The United States and other sympathetic governments would have to incentivize China and Russia and other would-be spoilers to let justice run its course, which is not unthinkable. In the past, China and Russia stepped aside to allow referrals to the ICC and the creation of tribunals.

An ICC referral or the creation of an international tribunal to prosecute atrocity crimes in Myanmar would send helpful shock waves through the country and could deter the next round of mass killing. Sources tell us senior generals in Myanmar are worried about international justice, and as well they should be.

Critics will say the international justice system is slow and expensive, often taking decades and tens of millions of dollars to secure a single conviction. They’re correct. That’s precisely why the United States and others should work to improve it.
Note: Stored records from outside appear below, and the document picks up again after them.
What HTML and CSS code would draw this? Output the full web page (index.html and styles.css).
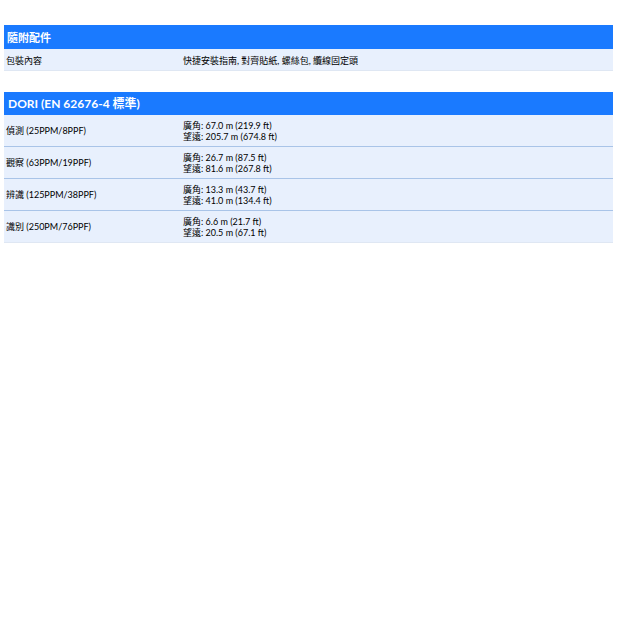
FILE: index.html
```html
<!DOCTYPE html>
<html lang="zh-Hant">
<head>
<meta charset="utf-8">
<link rel="stylesheet" href="styles.css">
</head>
<body>
<div class="page">
  <section class="spec">
    <div class="spec-head">隨附配件</div>
    <div class="row single">
      <div class="label">包裝內容</div>
      <div class="value">快捷安裝指南, 對齊貼紙, 螺絲包, 纜線固定頭</div>
    </div>
  </section>
  <section class="spec">
    <div class="spec-head big">DORI (EN 62676-4 標準)</div>
    <div class="row">
      <div class="label">偵測 (25PPM/8PPF)</div>
      <div class="value">廣角: 67.0 m (219.9 ft)<br>望遠: 205.7 m (674.8 ft)</div>
    </div>
    <div class="row">
      <div class="label">觀察 (63PPM/19PPF)</div>
      <div class="value">廣角: 26.7 m (87.5 ft)<br>望遠: 81.6 m (267.8 ft)</div>
    </div>
    <div class="row">
      <div class="label">辨識 (125PPM/38PPF)</div>
      <div class="value">廣角: 13.3 m (43.7 ft)<br>望遠: 41.0 m (134.4 ft)</div>
    </div>
    <div class="row last">
      <div class="label">識別 (250PM/76PPF)</div>
      <div class="value">廣角: 6.6 m (21.7 ft)<br>望遠: 20.5 m (67.1 ft)</div>
    </div>
  </section>
</div>
</body>
</html>
```
FILE: styles.css
```css
html, body { margin: 0; padding: 0; background: #fff; }
body {
  font-family: "Lato", "Noto Sans CJK TC", sans-serif;
  color: #000;
}
.page {
  padding: 25px 7px 0 4px;
  display: flex;
  flex-direction: column;
  gap: 21px;
}
.spec-head {
  background: #1a7aff;
  color: #fff;
  font-weight: 700;
  font-size: 11px;
  height: 24px;
  line-height: 26px;
  padding-left: 3px;
}
.spec-head.big {
  font-size: 12px;
  height: 23px;
  line-height: 23px;
  padding-left: 4px;
}
.row {
  display: grid;
  grid-template-columns: 179px 1fr;
  background: #e8f0fd;
  border-bottom: 1px solid #a9c4e8;
  height: 31px;
  align-items: center;
  font-size: 9px;
  line-height: 11px;
}
.row.single { height: 21px; border-bottom-color: #dfe7f3; padding-top: 1px; box-sizing: border-box; height: 22px; }
.row.last { border-bottom-color: #dfe7f3; }
.label { padding-left: 2px; }
```
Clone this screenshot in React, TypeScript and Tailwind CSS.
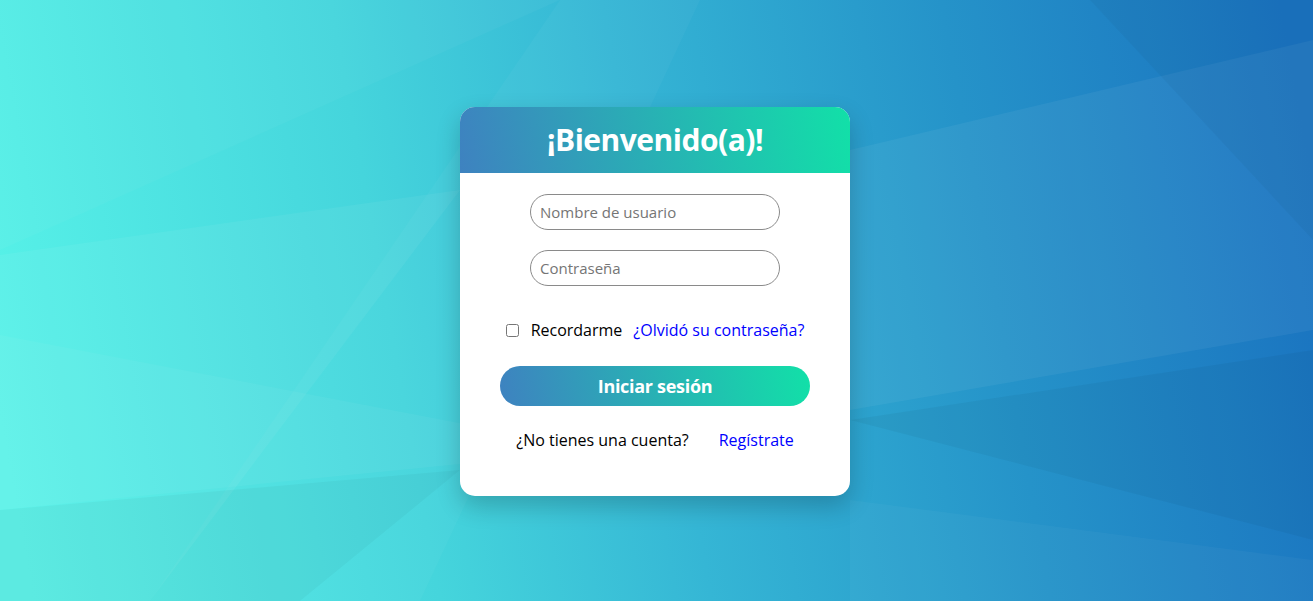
import React from "react";

function Background() {
  return (
    <svg
      className="absolute inset-0 w-full h-full"
      viewBox="0 0 1313 601"
      preserveAspectRatio="none"
    >
      <defs>
        <linearGradient id="bg" gradientUnits="userSpaceOnUse" x1="0" y1="420" x2="1313" y2="180">
          <stop offset="0" stopColor="#57f2e8" />
          <stop offset="0.3" stopColor="#45d5dc" />
          <stop offset="0.5" stopColor="#35b6d5" />
          <stop offset="0.75" stopColor="#2593c9" />
          <stop offset="1" stopColor="#1a73c0" />
        </linearGradient>
      </defs>
      <rect x="0" y="0" width="1313" height="601" fill="url(#bg)" />
      <polygon points="0,0 560,0 0,250" fill="#ffffff" opacity="0.03" />
      <polygon points="0,255 460,190 150,601 0,601" fill="#ffffff" opacity="0.05" />
      <polygon points="0,335 600,450 0,510" fill="#ffffff" opacity="0.04" />
      <polygon points="560,0 700,0 420,601 150,601" fill="#ffffff" opacity="0.03" />
      <polygon points="850,150 1313,40 1313,330 850,410" fill="#ffffff" opacity="0.05" />
      <polygon points="1090,0 1313,0 1313,240" fill="#000000" opacity="0.03" />
      <polygon points="850,420 1313,350 1313,540" fill="#000000" opacity="0.04" />
      <polygon points="0,510 460,470 300,601 0,601" fill="#000000" opacity="0.03" />
      <polygon points="850,500 1313,560 1313,601 850,601" fill="#ffffff" opacity="0.03" />
    </svg>
  );
}

export default function App() {
  return (
    <div
      className="relative w-full h-[601px] overflow-hidden flex justify-center pr-[3px]"
      style={{ fontFamily: '"Open Sans", "Noto Sans", sans-serif' }}
    >
      <Background />
      <div className="relative mt-[107px] w-[390px] h-[389px] bg-white rounded-[15px] overflow-hidden shadow-[0_10px_25px_rgba(0,0,0,0.2)] flex flex-col">
        <div className="h-[66px] bg-[linear-gradient(80deg,#3e82c0,#12e0a8)] flex items-center justify-center">
          <h1 className="text-white font-bold text-[30px] tracking-[-0.5px] leading-none">
            ¡Bienvenido(a)!
          </h1>
        </div>
        <div className="flex flex-col items-center pt-[21px]">
          <input
            className="w-[250px] h-[36px] rounded-full border border-[#8a8a8a] px-[9px] text-[15px] placeholder:text-[#757575] outline-none"
            placeholder="Nombre de usuario"
          />
          <input
            className="mt-[20px] w-[250px] h-[36px] rounded-full border border-[#8a8a8a] px-[9px] text-[15px] placeholder:text-[#757575] outline-none"
            placeholder="Contraseña"
          />
          <div className="mt-[33px] flex items-center text-[16px] text-black h-[22px]">
            <input type="checkbox" className="w-[13px] h-[13px] mr-[12px]" />
            <span>Recordarme</span>
            <a className="ml-[11px] text-[#0000ff]">¿Olvidó su contraseña?</a>
          </div>
          <button className="mt-[25px] w-[310px] h-[40px] rounded-full bg-[linear-gradient(80deg,#3e82c0,#12e0a8)] text-white font-bold text-[18px] tracking-[-0.3px]">
            Iniciar sesión
          </button>
          <div className="mt-[23px] flex items-center text-[16px] h-[22px]">
            <span className="text-black">¿No tienes una cuenta?</span>
            <a className="ml-[30px] text-[#0000ff]">Regístrate</a>
          </div>
        </div>
      </div>
    </div>
  );
}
Accepting impunity for genocide is not an option.

Nevertheless, legal accountability is not a silver bullet, which is why Pompeo should also urgently pursue other policy options on Myanmar. He should declare the crimes against Rohingya to be genocide and crimes against humanity, and then establish benchmarks for progress with the Myanmar authorities coupled with tactical support. Benchmarks could draw on 88 recommendations by a commission led by the late Kofi Annan and include targets for the restoration of full citizenship rights for Rohingya, freedom of movement, and free and unfettered access for aid groups, human rights monitors and the media. If Myanmar fails to show progress over a specified period of time, the U.S. government should consider additional sanctions.

It’s one thing to question the effectiveness of the U.N. It’s another to stand by and watch another genocide unfold — and do nothing.